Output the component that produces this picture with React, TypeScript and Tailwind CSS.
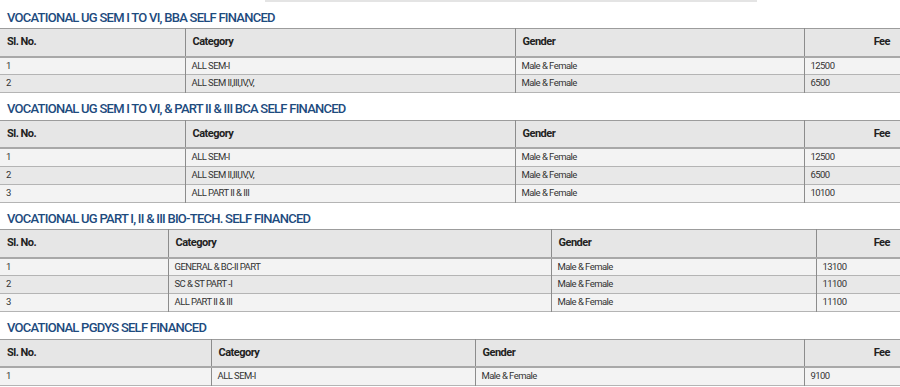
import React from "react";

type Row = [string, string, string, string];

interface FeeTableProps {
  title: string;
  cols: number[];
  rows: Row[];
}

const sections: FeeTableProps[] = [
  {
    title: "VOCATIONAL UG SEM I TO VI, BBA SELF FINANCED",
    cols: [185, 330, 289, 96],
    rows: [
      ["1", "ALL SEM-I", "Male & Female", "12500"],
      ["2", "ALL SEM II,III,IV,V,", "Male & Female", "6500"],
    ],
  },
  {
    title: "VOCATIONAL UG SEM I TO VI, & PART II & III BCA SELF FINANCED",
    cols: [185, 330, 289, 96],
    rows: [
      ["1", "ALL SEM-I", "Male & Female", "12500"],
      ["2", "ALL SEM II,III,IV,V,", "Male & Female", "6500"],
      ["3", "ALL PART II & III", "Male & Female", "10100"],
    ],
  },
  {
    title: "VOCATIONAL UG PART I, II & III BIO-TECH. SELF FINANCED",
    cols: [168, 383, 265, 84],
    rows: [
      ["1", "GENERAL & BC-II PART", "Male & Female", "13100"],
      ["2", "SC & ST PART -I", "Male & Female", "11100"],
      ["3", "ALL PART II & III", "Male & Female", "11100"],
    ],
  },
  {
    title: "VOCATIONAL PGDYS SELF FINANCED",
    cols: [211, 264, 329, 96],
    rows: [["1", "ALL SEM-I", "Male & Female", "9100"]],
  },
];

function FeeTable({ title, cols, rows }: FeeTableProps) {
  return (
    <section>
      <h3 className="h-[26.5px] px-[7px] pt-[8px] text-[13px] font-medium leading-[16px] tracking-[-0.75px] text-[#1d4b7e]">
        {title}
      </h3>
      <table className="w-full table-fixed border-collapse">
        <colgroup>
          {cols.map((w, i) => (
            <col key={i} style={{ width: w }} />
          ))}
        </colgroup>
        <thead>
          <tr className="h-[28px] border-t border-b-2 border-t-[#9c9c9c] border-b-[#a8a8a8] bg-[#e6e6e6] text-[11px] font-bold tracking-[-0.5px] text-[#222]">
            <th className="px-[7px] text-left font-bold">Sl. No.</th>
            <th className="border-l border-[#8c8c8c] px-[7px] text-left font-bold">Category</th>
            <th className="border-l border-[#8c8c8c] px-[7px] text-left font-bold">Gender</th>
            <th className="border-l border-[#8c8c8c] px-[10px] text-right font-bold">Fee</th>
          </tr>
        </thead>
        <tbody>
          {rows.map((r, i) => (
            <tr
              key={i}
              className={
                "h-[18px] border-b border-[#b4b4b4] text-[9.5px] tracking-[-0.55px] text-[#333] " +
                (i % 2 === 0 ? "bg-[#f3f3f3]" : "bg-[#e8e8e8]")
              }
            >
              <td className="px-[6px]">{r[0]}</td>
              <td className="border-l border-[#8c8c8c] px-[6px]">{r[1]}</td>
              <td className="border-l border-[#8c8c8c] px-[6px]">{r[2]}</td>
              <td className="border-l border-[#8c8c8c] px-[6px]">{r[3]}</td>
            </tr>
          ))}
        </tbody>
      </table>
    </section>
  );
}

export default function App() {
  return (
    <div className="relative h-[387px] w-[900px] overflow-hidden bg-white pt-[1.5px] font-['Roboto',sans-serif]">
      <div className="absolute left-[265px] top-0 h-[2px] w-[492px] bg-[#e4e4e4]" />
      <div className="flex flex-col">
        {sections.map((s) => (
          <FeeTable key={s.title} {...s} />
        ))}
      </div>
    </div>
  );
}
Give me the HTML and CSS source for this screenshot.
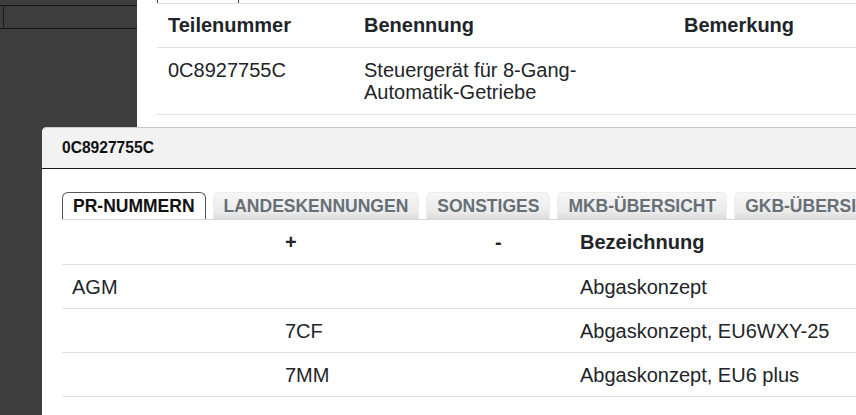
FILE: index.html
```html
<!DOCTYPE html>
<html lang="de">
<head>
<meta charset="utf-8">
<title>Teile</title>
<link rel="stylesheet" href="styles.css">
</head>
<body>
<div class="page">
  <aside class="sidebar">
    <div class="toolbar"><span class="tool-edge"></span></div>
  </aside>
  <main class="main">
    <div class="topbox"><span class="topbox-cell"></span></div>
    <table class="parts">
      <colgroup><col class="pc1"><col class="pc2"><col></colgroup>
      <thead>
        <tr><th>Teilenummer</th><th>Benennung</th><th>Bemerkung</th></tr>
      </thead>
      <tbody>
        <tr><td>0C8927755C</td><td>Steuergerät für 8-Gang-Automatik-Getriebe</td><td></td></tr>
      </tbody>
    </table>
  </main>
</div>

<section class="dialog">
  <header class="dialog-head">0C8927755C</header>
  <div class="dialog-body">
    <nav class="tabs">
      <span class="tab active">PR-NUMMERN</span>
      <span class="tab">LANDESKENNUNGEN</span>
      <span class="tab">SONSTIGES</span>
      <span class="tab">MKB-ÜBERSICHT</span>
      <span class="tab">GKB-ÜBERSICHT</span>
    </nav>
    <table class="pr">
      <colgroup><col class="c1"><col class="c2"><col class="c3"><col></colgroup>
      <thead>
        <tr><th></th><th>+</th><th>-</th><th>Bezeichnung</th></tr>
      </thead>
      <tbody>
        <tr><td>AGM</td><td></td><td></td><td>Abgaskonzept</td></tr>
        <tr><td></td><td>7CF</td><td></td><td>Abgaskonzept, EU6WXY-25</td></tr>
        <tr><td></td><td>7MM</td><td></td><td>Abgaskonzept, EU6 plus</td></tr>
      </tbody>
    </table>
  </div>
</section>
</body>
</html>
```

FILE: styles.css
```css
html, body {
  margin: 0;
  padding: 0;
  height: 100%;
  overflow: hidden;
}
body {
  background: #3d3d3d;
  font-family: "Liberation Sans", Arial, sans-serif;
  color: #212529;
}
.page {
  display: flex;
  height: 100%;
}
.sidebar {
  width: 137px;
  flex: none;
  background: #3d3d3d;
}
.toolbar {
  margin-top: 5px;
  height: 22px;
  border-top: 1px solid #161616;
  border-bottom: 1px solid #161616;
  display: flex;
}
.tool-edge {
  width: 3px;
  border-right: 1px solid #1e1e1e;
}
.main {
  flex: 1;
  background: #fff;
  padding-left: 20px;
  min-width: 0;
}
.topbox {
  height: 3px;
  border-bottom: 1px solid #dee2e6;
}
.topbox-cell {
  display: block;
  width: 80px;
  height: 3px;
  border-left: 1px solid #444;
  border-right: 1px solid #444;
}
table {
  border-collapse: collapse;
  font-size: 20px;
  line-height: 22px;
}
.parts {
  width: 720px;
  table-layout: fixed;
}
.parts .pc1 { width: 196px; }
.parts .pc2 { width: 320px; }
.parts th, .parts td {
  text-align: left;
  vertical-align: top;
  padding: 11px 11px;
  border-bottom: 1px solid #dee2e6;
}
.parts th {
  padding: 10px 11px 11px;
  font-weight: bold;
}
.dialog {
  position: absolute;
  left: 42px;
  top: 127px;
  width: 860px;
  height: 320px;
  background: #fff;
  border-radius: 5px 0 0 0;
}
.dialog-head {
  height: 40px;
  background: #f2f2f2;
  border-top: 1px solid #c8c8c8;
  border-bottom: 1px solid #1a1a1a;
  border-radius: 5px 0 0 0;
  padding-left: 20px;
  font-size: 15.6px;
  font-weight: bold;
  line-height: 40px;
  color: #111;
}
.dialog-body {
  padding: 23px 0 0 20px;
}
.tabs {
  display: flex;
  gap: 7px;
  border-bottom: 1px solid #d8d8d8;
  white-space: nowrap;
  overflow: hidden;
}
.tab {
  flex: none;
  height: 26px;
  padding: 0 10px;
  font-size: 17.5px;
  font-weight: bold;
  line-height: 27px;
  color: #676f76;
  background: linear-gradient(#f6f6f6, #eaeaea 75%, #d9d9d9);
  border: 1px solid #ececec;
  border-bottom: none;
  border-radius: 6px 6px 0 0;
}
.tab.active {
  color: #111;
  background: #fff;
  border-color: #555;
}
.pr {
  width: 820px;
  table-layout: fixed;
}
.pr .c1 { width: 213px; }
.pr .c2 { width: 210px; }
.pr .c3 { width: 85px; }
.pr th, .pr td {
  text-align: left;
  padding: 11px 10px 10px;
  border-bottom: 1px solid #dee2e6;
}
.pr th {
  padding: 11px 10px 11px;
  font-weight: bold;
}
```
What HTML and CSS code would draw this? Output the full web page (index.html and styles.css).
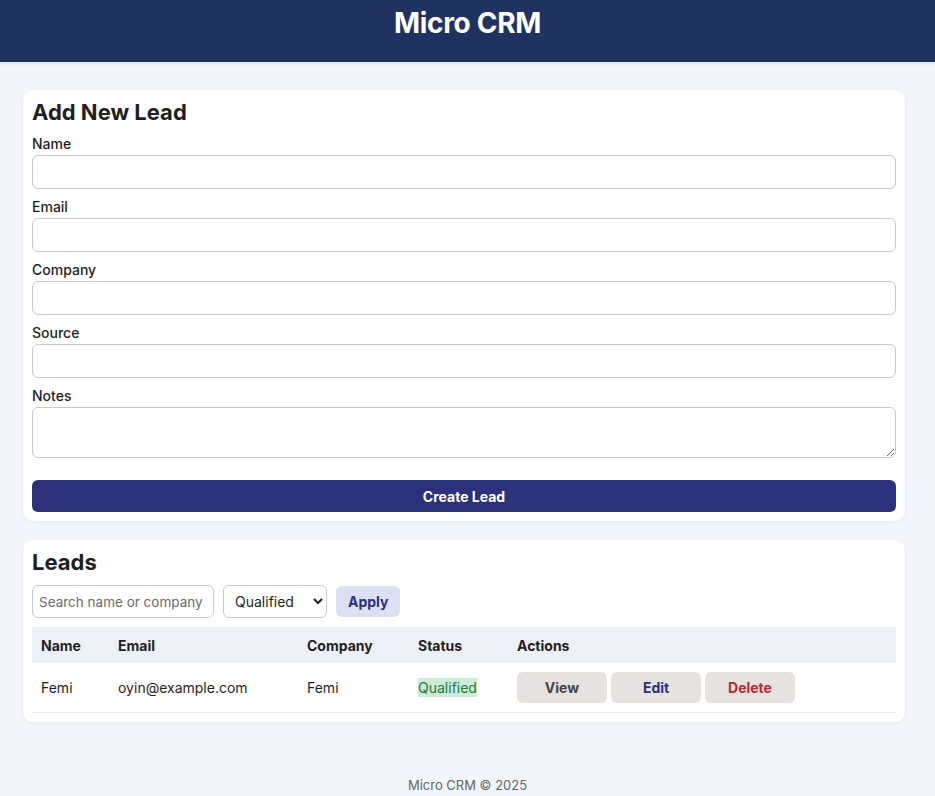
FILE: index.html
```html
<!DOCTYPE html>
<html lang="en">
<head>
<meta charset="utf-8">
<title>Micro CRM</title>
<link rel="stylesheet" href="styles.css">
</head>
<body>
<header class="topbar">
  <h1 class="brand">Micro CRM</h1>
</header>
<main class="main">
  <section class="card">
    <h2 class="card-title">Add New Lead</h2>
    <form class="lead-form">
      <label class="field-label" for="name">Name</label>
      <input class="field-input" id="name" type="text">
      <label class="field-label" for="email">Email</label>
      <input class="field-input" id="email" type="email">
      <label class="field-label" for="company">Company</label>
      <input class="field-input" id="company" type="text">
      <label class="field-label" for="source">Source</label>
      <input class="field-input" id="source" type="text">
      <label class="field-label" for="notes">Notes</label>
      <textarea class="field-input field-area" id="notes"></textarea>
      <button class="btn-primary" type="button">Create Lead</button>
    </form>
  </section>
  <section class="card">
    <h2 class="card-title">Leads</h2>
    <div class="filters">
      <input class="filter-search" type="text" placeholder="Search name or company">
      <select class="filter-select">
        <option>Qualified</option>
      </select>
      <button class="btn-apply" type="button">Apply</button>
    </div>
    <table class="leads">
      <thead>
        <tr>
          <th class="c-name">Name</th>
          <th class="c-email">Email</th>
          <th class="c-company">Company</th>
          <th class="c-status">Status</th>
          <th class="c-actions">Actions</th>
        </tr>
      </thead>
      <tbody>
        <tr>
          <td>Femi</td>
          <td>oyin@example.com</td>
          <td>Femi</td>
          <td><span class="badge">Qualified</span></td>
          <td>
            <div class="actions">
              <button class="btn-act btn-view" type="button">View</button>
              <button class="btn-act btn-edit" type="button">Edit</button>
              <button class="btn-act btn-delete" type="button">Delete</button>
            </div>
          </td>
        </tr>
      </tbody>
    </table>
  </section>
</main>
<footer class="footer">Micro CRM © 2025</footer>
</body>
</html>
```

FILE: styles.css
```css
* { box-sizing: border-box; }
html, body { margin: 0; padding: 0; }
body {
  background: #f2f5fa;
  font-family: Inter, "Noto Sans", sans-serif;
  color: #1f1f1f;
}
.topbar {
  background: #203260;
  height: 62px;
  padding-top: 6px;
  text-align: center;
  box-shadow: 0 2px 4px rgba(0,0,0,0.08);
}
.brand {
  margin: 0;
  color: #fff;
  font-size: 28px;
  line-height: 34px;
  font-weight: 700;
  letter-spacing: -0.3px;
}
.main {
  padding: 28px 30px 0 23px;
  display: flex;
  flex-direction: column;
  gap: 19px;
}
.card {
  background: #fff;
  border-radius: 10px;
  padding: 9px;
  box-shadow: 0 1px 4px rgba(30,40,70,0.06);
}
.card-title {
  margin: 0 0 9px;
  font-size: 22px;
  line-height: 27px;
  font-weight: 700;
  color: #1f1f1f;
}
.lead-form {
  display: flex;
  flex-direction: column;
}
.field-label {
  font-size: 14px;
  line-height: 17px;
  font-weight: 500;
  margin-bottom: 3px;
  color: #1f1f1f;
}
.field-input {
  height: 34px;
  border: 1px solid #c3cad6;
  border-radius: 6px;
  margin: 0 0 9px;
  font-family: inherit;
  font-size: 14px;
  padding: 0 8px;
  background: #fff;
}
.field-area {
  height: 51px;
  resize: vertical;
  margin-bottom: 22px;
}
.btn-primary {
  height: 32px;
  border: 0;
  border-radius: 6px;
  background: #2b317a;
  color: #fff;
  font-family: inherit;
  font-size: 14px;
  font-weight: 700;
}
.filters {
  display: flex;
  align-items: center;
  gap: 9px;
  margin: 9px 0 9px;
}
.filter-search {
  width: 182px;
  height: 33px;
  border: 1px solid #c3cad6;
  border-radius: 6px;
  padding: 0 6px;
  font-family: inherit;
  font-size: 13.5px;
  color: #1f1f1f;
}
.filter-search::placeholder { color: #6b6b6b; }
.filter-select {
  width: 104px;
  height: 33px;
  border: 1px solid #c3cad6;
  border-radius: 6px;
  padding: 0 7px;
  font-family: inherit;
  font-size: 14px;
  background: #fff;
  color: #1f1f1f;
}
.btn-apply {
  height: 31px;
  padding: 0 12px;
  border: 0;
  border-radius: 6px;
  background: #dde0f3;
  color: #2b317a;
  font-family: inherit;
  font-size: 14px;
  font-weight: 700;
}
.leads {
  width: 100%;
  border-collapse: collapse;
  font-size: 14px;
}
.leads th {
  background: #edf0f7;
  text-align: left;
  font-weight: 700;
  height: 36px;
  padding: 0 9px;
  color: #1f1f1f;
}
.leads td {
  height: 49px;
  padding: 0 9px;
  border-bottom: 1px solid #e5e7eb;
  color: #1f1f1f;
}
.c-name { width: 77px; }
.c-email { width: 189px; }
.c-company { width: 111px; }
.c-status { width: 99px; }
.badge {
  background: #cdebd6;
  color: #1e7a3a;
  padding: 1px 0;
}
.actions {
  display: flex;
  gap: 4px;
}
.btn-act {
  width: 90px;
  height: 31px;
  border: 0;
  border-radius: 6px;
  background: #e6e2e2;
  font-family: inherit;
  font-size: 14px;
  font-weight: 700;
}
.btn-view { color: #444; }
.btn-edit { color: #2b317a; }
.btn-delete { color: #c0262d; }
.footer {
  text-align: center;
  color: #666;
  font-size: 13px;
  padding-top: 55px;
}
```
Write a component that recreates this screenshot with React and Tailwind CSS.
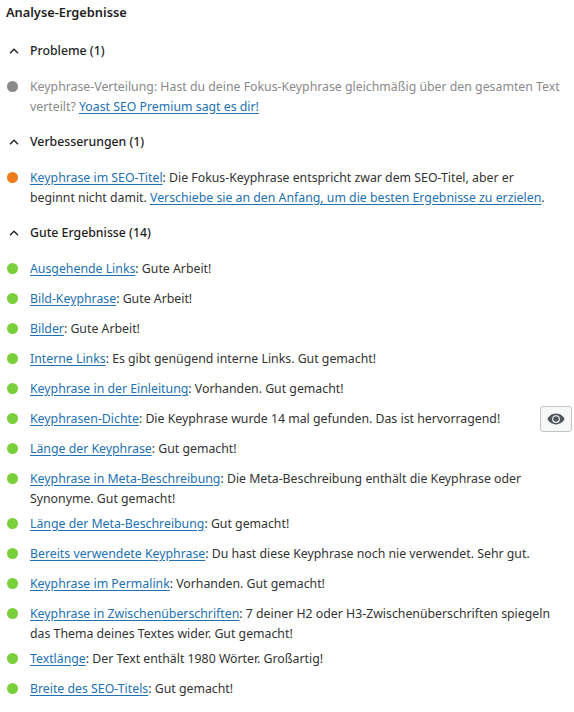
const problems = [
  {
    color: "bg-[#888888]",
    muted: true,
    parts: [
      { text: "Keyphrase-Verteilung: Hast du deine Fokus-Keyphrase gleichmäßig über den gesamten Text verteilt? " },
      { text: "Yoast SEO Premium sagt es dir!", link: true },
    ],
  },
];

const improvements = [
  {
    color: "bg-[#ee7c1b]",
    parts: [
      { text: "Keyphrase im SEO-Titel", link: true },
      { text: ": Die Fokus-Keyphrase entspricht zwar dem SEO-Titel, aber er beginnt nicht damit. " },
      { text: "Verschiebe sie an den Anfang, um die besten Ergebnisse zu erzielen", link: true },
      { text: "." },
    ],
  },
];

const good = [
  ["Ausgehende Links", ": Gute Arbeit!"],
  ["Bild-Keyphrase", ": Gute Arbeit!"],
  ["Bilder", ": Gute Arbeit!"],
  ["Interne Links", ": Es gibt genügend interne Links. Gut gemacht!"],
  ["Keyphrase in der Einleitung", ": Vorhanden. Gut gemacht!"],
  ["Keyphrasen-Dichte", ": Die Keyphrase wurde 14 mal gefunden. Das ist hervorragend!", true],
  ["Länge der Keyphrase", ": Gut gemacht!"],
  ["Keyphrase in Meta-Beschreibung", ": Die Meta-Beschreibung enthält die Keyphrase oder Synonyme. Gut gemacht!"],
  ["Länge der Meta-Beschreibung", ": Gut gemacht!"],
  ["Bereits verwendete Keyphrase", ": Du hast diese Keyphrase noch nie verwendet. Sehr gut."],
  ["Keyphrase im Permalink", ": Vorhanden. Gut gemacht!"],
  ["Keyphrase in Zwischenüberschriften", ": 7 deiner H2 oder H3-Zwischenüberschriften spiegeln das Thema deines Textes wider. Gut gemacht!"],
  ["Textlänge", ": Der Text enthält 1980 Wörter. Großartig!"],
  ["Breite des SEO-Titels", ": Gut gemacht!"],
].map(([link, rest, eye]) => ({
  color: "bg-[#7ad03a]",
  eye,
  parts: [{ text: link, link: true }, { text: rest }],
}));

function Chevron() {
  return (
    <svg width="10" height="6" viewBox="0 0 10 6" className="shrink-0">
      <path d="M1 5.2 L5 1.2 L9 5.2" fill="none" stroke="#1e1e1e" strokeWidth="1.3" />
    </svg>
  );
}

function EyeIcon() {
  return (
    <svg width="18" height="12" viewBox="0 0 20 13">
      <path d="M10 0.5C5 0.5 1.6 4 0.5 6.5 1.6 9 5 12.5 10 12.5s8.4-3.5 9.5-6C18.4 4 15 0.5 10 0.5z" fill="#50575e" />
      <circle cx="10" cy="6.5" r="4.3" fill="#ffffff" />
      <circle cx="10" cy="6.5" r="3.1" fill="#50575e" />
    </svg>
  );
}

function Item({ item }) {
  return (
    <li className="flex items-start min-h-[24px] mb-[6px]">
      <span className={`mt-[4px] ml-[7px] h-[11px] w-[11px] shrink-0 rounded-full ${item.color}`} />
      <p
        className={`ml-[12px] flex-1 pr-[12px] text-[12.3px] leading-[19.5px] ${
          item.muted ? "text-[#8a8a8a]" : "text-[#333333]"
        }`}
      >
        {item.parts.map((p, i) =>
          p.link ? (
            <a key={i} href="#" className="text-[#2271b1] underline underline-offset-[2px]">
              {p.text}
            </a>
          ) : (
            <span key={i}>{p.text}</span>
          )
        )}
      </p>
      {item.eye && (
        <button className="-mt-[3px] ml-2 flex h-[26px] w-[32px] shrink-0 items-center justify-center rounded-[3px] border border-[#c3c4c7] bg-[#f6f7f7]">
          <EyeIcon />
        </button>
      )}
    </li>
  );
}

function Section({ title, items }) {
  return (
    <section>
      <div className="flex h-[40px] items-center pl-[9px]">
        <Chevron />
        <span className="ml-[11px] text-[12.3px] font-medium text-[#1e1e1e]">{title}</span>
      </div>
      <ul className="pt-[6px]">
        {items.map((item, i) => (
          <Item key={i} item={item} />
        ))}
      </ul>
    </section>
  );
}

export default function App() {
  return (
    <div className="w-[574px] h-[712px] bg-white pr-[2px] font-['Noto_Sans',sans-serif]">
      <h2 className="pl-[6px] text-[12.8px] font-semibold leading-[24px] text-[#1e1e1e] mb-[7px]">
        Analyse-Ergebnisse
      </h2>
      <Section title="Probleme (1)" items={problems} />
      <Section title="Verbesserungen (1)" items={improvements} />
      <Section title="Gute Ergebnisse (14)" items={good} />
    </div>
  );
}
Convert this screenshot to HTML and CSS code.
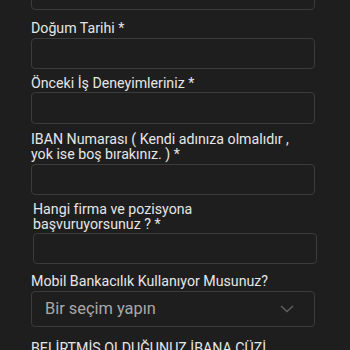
════
• [DIRECTION] Count the lines of these entries that hold the string "source", and give only that number.

• [RESULT] 3